The pool sat empty for four years, with guides attempting to quash the bitter disappointment of guests by suggesting that seeing the hacked-up shell was “a once-in-a-lifetime opportunity” said Dan Falat, the park’s superintendent. The Neptune — providentially — was refilled on Aug. 14, the 67th anniversary of Hearst’s death. Now, Falat said, “the castle feels whole again.”

Back at the pool Sunday evening, a nearly-full moon rose surrealistically behind Morgan’s Moorish bell towers, and the water cast flickering shadows on the colonnades’ coffered ceilings. The swimmers’ reverberating whoops recalled high school pool parties without parents present.

After steeling my courage, I jumped into the pool myself (no wussie wet suit for me). The water was bracing but refreshing. I bobbed around talking to people I’d met just hours before; there was a spirit of camaraderie afloat, and I noticed how delighted and childlike the swimmers’ faces looked. There is nothing like a little wonder and awe to bring out youthfulness.

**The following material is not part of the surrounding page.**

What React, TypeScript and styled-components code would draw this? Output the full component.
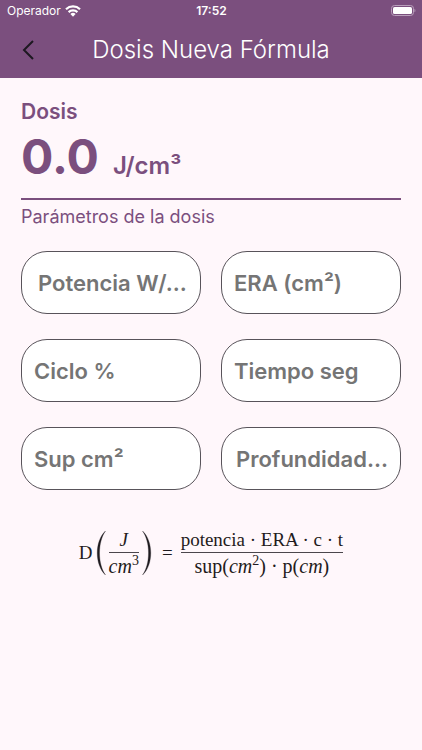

Most people emerged from the pool shivering, fortified by hot chocolate or tomato soup served in demitasse cups. For Morgan Balentine, 35, who was wearing blue-and-white striped loungewear, pink Gucci gloves and a Joseff of Hollywood brooch before changing into vintage wool trunks, being able to cavort with the legacies of Cary Grant and other Hollywood stars was worth everything. “It won’t be remembered that I swam here,” he said. “But I’ll know.”